Since machine language programs may be too fast for the interrupt to be effective, you must keep track of location 52844. After execution of the interrupt, 0 will be stored in location 52844. If using machine language, you may choose to poke the required color in 52844 and then JSR $CE5A (make sure the interrupt is deactivated) to obtain the two colors in locations 52898 and 52899.
This program takes up minimal space from $C79C (51100) to $CFAA (53162). Considering that 136 Colors is composed of three programs, applications that require only one of these three programs may isolate that particular program for usage.
The first program is located from $C79C (51100) to $CD77 (52599), the second program is located from $CD78 (52600) to $CFAA (53162), and the third program is located from $CE5A (52826) to $CFAA (53162).
Since different color combinations may produce the same color, there may in fact be less than 136 colors. Following is a color chart of the 136 colors. The colors are organized from brightest to darkest. (These colors were very difficult to organize. Please excuse some slight mistakes!)

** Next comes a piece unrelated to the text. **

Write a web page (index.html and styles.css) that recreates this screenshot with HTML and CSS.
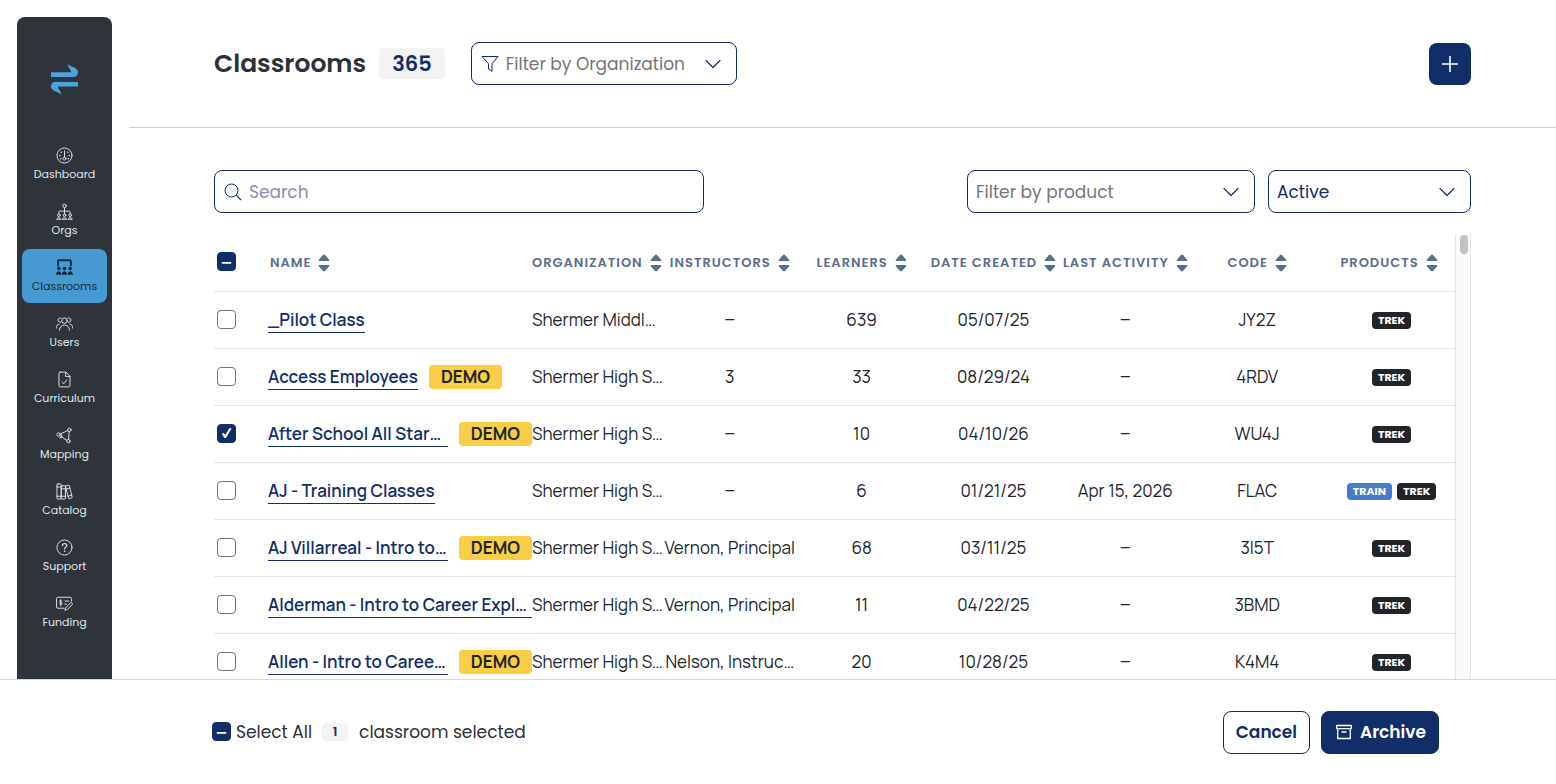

White--Black (1-13) Gray 2 (14-16) Extra Gray (17-23) Brown 1 (24-32) Brown 2 (33-35) Brown 3 (36-38) Brown 4 (39-42) Red (43-51) Orange (52-57) Yellow (58-64) Tan (65-71) Green 1 (72-77) Green 2 (78-81) Green 3 (82-86) Green 4 (87-93) Green 5 (94-95) Cyan (96-102) Blue (103-111) Purple 1 (112-118) Purple 2 (119-123) Purple 3 (124-127) Purple 4 (128-134) Purple 5 (135-136)
Seeing is Believing
The 136 Demo program is designed to show the various colors in action and to provide programmers with additional details on how to use 136 Colors.
The demonstration consists of a BASIC program and machine language sprite data. To avoid typing errors, use The Automatic Proofreader to enter the BASIC portion. Use MLX to enter the sprite data. When MLX prompts, respond with the following values.
Starting addresses: 3200 Ending address: 347F
Before leaving MLX, save the sprites with the filename Sprites. When the demonstration runs, it loads 136 Colors and Sprites and looks for those filenames.